Q: Research often links diverse teams to stronger innovation and financial performance. Can you point to specific examples where Mastercard’s inclusion strategy has influenced product development, customer growth or business performance?

Randall Tucker:
We have seen first-hand that when you bring more perspectives into the room, you build better products and stronger customer experiences.

The question I always come back to is which perspectives are missing at the table, because that is usually where the unmet needs and the next ideas are hiding.

Touch Card is a strong example. We worked with blind and partially sighted people to design a card that they can identify by touch, using a different notch for credit, debit and prepaid.

It was endorsed by the Royal National Institute of Blind People in the UK and helped set a new accessibility standard for the industry.

That came straight from listening to real customer needs, and it shows how inclusion turns into practical innovation that serves everyone.

Q: Africa has one of the world’s youngest and fastest-growing workforces, yet barriers to employment remain significant for people with disabilities and other underrepresented groups. What lessons from Mastercard’s global experience are most relevant for employers and policymakers across the continent?

Randall Tucker:
The biggest lesson is to design inclusion in from the start rather than retrofit it later.

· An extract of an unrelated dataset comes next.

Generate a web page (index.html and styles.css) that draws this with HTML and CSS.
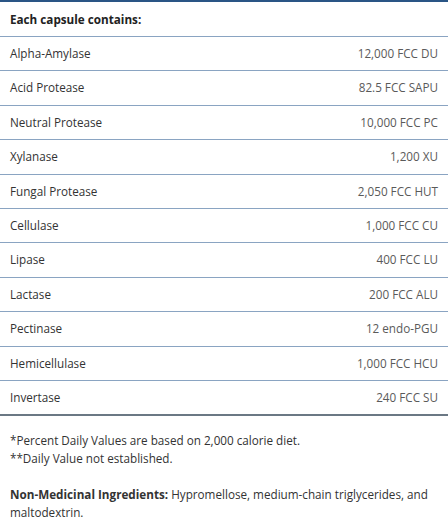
FILE: index.html
```html
<!DOCTYPE html>
<html>
<head>
<meta charset="utf-8">
<link rel="stylesheet" href="styles.css">
</head>
<body>
<div class="panel">
  <table class="facts">
    <thead>
      <tr><th colspan="2">Each capsule contains:</th></tr>
    </thead>
    <tbody>
      <tr><td>Alpha-Amylase</td><td class="val">12,000 FCC DU</td></tr>
      <tr><td>Acid Protease</td><td class="val">82.5 FCC SAPU</td></tr>
      <tr><td>Neutral Protease</td><td class="val">10,000 FCC PC</td></tr>
      <tr><td>Xylanase</td><td class="val">1,200 XU</td></tr>
      <tr><td>Fungal Protease</td><td class="val">2,050 FCC HUT</td></tr>
      <tr><td>Cellulase</td><td class="val">1,000 FCC CU</td></tr>
      <tr><td>Lipase</td><td class="val">400 FCC LU</td></tr>
      <tr><td>Lactase</td><td class="val">200 FCC ALU</td></tr>
      <tr><td>Pectinase</td><td class="val">12 endo-PGU</td></tr>
      <tr><td>Hemicellulase</td><td class="val">1,000 FCC HCU</td></tr>
      <tr class="last"><td>Invertase</td><td class="val">240 FCC SU</td></tr>
    </tbody>
  </table>
  <p class="notes first">*Percent Daily Values are based on 2,000 calorie diet.<br>**Daily Value not established.</p>
  <p class="notes">
    <strong>Non-Medicinal Ingredients:</strong> Hypromellose, medium-chain triglycerides, and maltodextrin.</p>
</div>
</body>
</html>
```
FILE: styles.css
```css
html, body {
  margin: 0;
  padding: 0;
  background: #ffffff;
}
body {
  font-family: "Open Sans", "DejaVu Sans", sans-serif;
  font-size: 11.7px;
  color: #333333;
}
.facts {
  width: 100%;
  border-collapse: collapse;
  border-top: 2px solid #2a5585;
  border-bottom: 2px solid #6b7884;
}
.facts th {
  text-align: left;
  font-weight: 700;
  padding: 8px 10px;
  line-height: 18px;
  border-bottom: 1px solid #8aa4c2;
  color: #222222;
}
.facts td {
  padding: 8px 10px;
  line-height: 17.4px;
  border-bottom: 1px solid #8aa4c2;
}
.facts tr.last td {
  border-bottom: none;
}
.facts td.val {
  text-align: right;
  color: #5a5a5a;
}
.notes {
  margin: 18px 10px 0;
  line-height: 18px;
}
.notes.first {
  margin-top: 15px;
}
.notes strong {
  font-weight: 700;
}
```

When you build a space, a system or a hiring process to work for the people most often left out, the benefits usually reach far more people than you expected.

For employers and policymakers, that means treating accessibility and inclusion as part of how you design work, hire and support people, rather than a step you add at the end.

It also means investing early in the pipeline. Programs like our Kids4Tech initiative, which runs in Kenya and across Africa, introduces young girls to science and technology so the talent is there to draw on in the years ahead.

The specifics will vary by market, but the principle holds everywhere. When more people can participate and thrive, the workforce and the economy are stronger.